Kilimanjaro, the Chaga? Another picture in a world where all pictures come from the same distance.
I was thirteen and just a woman when the Chaga came to my world and destroyed it. That night I was at Grace Muthiga’s where she and I had a homework club. It was an excuse to listen to the radio. One of the great things about the United Nations taking over your country is the radio is very good. I would sing with it. They played the kind of music that wasn’t approved of in our house.
We were listening to trip hop. Suddenly the record started to go all phasey, like the radio was tuning itself on and off the station. At first we thought the disc was slipping or something, then Grace got up to fiddle with the tuning button. That only made it worse. Grace’s mother came in from the next room and said she couldn’t get a picture on the battery television. It was full of wavy lines. Then we heard the first boom. It was far away and hollow and it rolled like thunder. Most nights up in the Highlands we get thunder. We know very well what it sounds like. This was something else. Boom! Again. Closer now. Voices outside, and lights. We took torches and went out to the voices. The road was full of people; men, women, children. There were torch beams weaving all over the place. Boom! Close now, loud enough to rattle the windows. All the people shone their torches straight up into the sky, like spears of light. Now the children were crying and I was afraid. Most High had the answer: “Sonic booms! There’s something up there.” As he said those words, we saw it. It was so slow.
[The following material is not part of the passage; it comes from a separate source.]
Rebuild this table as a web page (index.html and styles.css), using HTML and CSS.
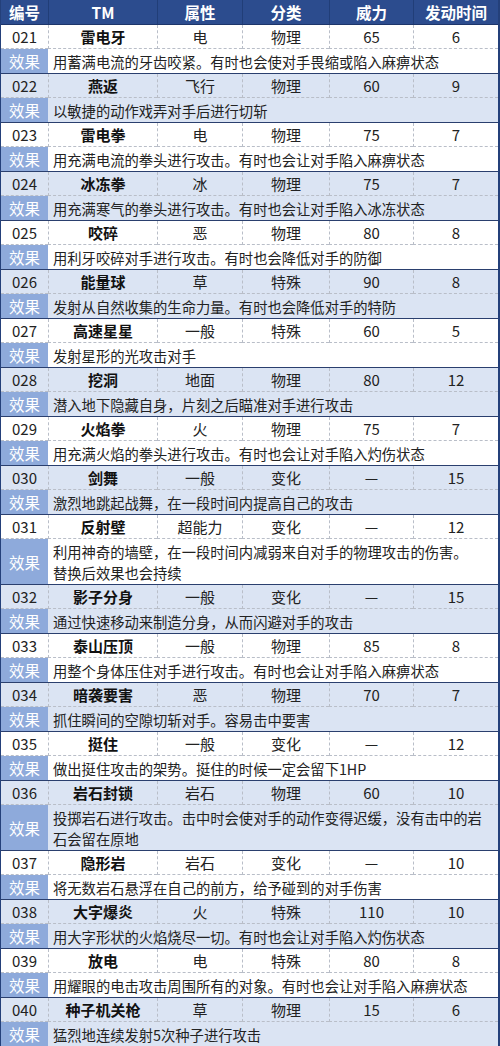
FILE: index.html
```html
<!DOCTYPE html>
<html lang="zh">
<head>
<meta charset="utf-8">
<link rel="stylesheet" href="styles.css">
</head>
<body>
<div class="table">
  <div class="head">
    <div>编号</div><div>TM</div><div>属性</div><div>分类</div><div>威力</div><div>发动时间</div>
  </div>

  <div class="group">
    <div class="c">021</div><div class="c name">雷电牙</div><div class="c">电</div><div class="c">物理</div><div class="c">65</div><div class="c">6</div>
    <div class="lab">效果</div><div class="eff">用蓄满电流的牙齿咬紧。有时也会使对手畏缩或陷入麻痹状态</div>
  </div>
  <div class="group alt">
    <div class="c">022</div><div class="c name">燕返</div><div class="c">飞行</div><div class="c">物理</div><div class="c">60</div><div class="c">9</div>
    <div class="lab">效果</div><div class="eff">以敏捷的动作戏弄对手后进行切斩</div>
  </div>
  <div class="group">
    <div class="c">023</div><div class="c name">雷电拳</div><div class="c">电</div><div class="c">物理</div><div class="c">75</div><div class="c">7</div>
    <div class="lab">效果</div><div class="eff">用充满电流的拳头进行攻击。有时也会让对手陷入麻痹状态</div>
  </div>
  <div class="group alt">
    <div class="c">024</div><div class="c name">冰冻拳</div><div class="c">冰</div><div class="c">物理</div><div class="c">75</div><div class="c">7</div>
    <div class="lab">效果</div><div class="eff">用充满寒气的拳头进行攻击。有时也会让对手陷入冰冻状态</div>
  </div>
  <div class="group">
    <div class="c">025</div><div class="c name">咬碎</div><div class="c">恶</div><div class="c">物理</div><div class="c">80</div><div class="c">8</div>
    <div class="lab">效果</div><div class="eff">用利牙咬碎对手进行攻击。有时也会降低对手的防御</div>
  </div>
  <div class="group alt">
    <div class="c">026</div><div class="c name">能量球</div><div class="c">草</div><div class="c">特殊</div><div class="c">90</div><div class="c">8</div>
    <div class="lab">效果</div><div class="eff">发射从自然收集的生命力量。有时也会降低对手的特防</div>
  </div>
  <div class="group">
    <div class="c">027</div><div class="c name">高速星星</div><div class="c">一般</div><div class="c">特殊</div><div class="c">60</div><div class="c">5</div>
    <div class="lab">效果</div><div class="eff">发射星形的光攻击对手</div>
  </div>
  <div class="group alt">
    <div class="c">028</div><div class="c name">挖洞</div><div class="c">地面</div><div class="c">物理</div><div class="c">80</div><div class="c">12</div>
    <div class="lab">效果</div><div class="eff">潜入地下隐藏自身，片刻之后瞄准对手进行攻击</div>
  </div>
  <div class="group">
    <div class="c">029</div><div class="c name">火焰拳</div><div class="c">火</div><div class="c">物理</div><div class="c">75</div><div class="c">7</div>
    <div class="lab">效果</div><div class="eff">用充满火焰的拳头进行攻击。有时也会让对手陷入灼伤状态</div>
  </div>
  <div class="group alt">
    <div class="c">030</div><div class="c name">剑舞</div><div class="c">一般</div><div class="c">变化</div><div class="c">—</div><div class="c">15</div>
    <div class="lab">效果</div><div class="eff">激烈地跳起战舞，在一段时间内提高自己的攻击</div>
  </div>
  <div class="group">
    <div class="c">031</div><div class="c name">反射壁</div><div class="c">超能力</div><div class="c">变化</div><div class="c">—</div><div class="c">12</div>
    <div class="lab tall">效果</div><div class="eff tall">利用神奇的墙壁，在一段时间内减弱来自对手的物理攻击的伤害。<br>替换后效果也会持续</div>
  </div>
  <div class="group alt">
    <div class="c">032</div><div class="c name">影子分身</div><div class="c">一般</div><div class="c">变化</div><div class="c">—</div><div class="c">15</div>
    <div class="lab">效果</div><div class="eff">通过快速移动来制造分身，从而闪避对手的攻击</div>
  </div>
  <div class="group">
    <div class="c">033</div><div class="c name">泰山压顶</div><div class="c">一般</div><div class="c">物理</div><div class="c">85</div><div class="c">8</div>
    <div class="lab">效果</div><div class="eff">用整个身体压住对手进行攻击。有时也会让对手陷入麻痹状态</div>
  </div>
  <div class="group alt">
    <div class="c">034</div><div class="c name">暗袭要害</div><div class="c">恶</div><div class="c">物理</div><div class="c">70</div><div class="c">7</div>
    <div class="lab">效果</div><div class="eff">抓住瞬间的空隙切斩对手。容易击中要害</div>
  </div>
  <div class="group">
    <div class="c">035</div><div class="c name">挺住</div><div class="c">一般</div><div class="c">变化</div><div class="c">—</div><div class="c">12</div>
    <div class="lab">效果</div><div class="eff">做出挺住攻击的架势。挺住的时候一定会留下1HP</div>
  </div>
  <div class="group alt">
    <div class="c">036</div><div class="c name">岩石封锁</div><div class="c">岩石</div><div class="c">物理</div><div class="c">60</div><div class="c">10</div>
    <div class="lab tall">效果</div><div class="eff tall">投掷岩石进行攻击。击中时会使对手的动作变得迟缓，没有击中的岩<br>石会留在原地</div>
  </div>
  <div class="group">
    <div class="c">037</div><div class="c name">隐形岩</div><div class="c">岩石</div><div class="c">变化</div><div class="c">—</div><div class="c">10</div>
    <div class="lab">效果</div><div class="eff">将无数岩石悬浮在自己的前方，给予碰到的对手伤害</div>
  </div>
  <div class="group alt">
    <div class="c">038</div><div class="c name">大字爆炎</div><div class="c">火</div><div class="c">特殊</div><div class="c">110</div><div class="c">10</div>
    <div class="lab">效果</div><div class="eff">用大字形状的火焰烧尽一切。有时也会让对手陷入灼伤状态</div>
  </div>
  <div class="group">
    <div class="c">039</div><div class="c name">放电</div><div class="c">电</div><div class="c">特殊</div><div class="c">80</div><div class="c">8</div>
    <div class="lab">效果</div><div class="eff">用耀眼的电击攻击周围所有的对象。有时也会让对手陷入麻痹状态</div>
  </div>
  <div class="group alt last">
    <div class="c">040</div><div class="c name">种子机关枪</div><div class="c">草</div><div class="c">物理</div><div class="c">15</div><div class="c">6</div>
    <div class="lab">效果</div><div class="eff">猛烈地连续发射5次种子进行攻击</div>
  </div>
</div>
</body>
</html>
```
FILE: styles.css
```css
html, body {
  margin: 0;
  padding: 0;
  background: #ffffff;
}
body {
  font-family: "Noto Sans CJK SC", "Noto Sans", sans-serif;
  color: #222222;
  width: 500px;
}
.table {
  width: 500px;
  box-sizing: border-box;
  border-left: 1px solid #24407a;
  border-right: 2px solid #24407a;
}
.head, .group {
  display: grid;
  grid-template-columns: 47px 109px 85px 87px 84px 1fr;
}
.head {
  height: 25px;
  background: #2c4c8e;
  color: #ffffff;
  font-weight: bold;
  font-size: 15.5px;
  border-bottom: 1px solid #1d356a;
  box-sizing: border-box;
}
.head > div {
  display: flex;
  align-items: center;
  justify-content: center;
  border-left: 1px solid #213e78;
}
.head > div:first-child { border-left: none; }
.group {
  background: #ffffff;
  border-bottom: 1px solid #2a3f6e;
}
.group.alt { background: #dbe4f3; }
.group.last { border-bottom: none; }
.c {
  height: 24px;
  display: flex;
  align-items: center;
  justify-content: center;
  font-size: 15px;
  line-height: 1;
  border-left: 1px dashed #b9bec8;
  border-bottom: 1px dashed #b9bec8;
  box-sizing: border-box;
}
.c:first-child { border-left: none; }
.name { font-weight: bold; color: #111111; }
.lab {
  height: 24px;
  background: #8eaadb;
  color: #ffffff;
  font-size: 15.5px;
  display: flex;
  align-items: center;
  justify-content: center;
}
.eff {
  grid-column: 2 / 7;
  height: 24px;
  display: flex;
  align-items: center;
  padding-left: 5px;
  font-size: 14.3px;
  line-height: 21px;
  white-space: nowrap;
}
.lab.tall, .eff.tall { height: 45px; }
.eff.tall { display: block; padding-top: 2px; box-sizing: border-box; }
```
That was the amazing thing about it. It was like a child drawing a chalk line across a board. It came in from the south east, across the hills east of Kiriani, straight as an arrow, a little to the south of us. The night was such as we often get in late May, clear after evening rains, and very full of stars. We all saw a glowing dot cut across the face of the stars. It seemed to float and dance, like illusions in the eye if you look into the sun. It left a line behind it like the trails of the big UN jets, only pure, glowing blue, drawn on the night. Double-boom now, so close and loud it hurt my ears. At that, one of the old women began wailing. The fear caught, and soon whole families were looking at the line of light in the sky with tears running down their faces, men as well as women. Many sat down and put their torches in their laps, not knowing what they should do. Some of the old people covered their heads with jackets, shawls, newspapers. Others saw what they were doing, and soon everyone was sitting on the ground with their heads covered. Not Most High. He stood looking up at the line of light as it cut his night in half.
“Beautiful!” he said. “That I should see such things, with these own eyes!”
He stood watching until the object vanished in the dark of the mountains to the west. I saw its light reflected in his eyes. It took a long time to fade.
For a few moments after the thing went over, no one knew what to do. Everyone was scared, but they were relieved at the same time because, like the angel of death, it had passed over Gichichi. People were still crying, but tears of relief have a different sound. Someone got a radio from a house. Others fetched theirs, and soon we were all sitting in the middle of the road in the dark, grouped around our radios. An announcer interrupted the evening music show to bring a news flash. At twenty twenty eight a new biological package had struck in Central Province.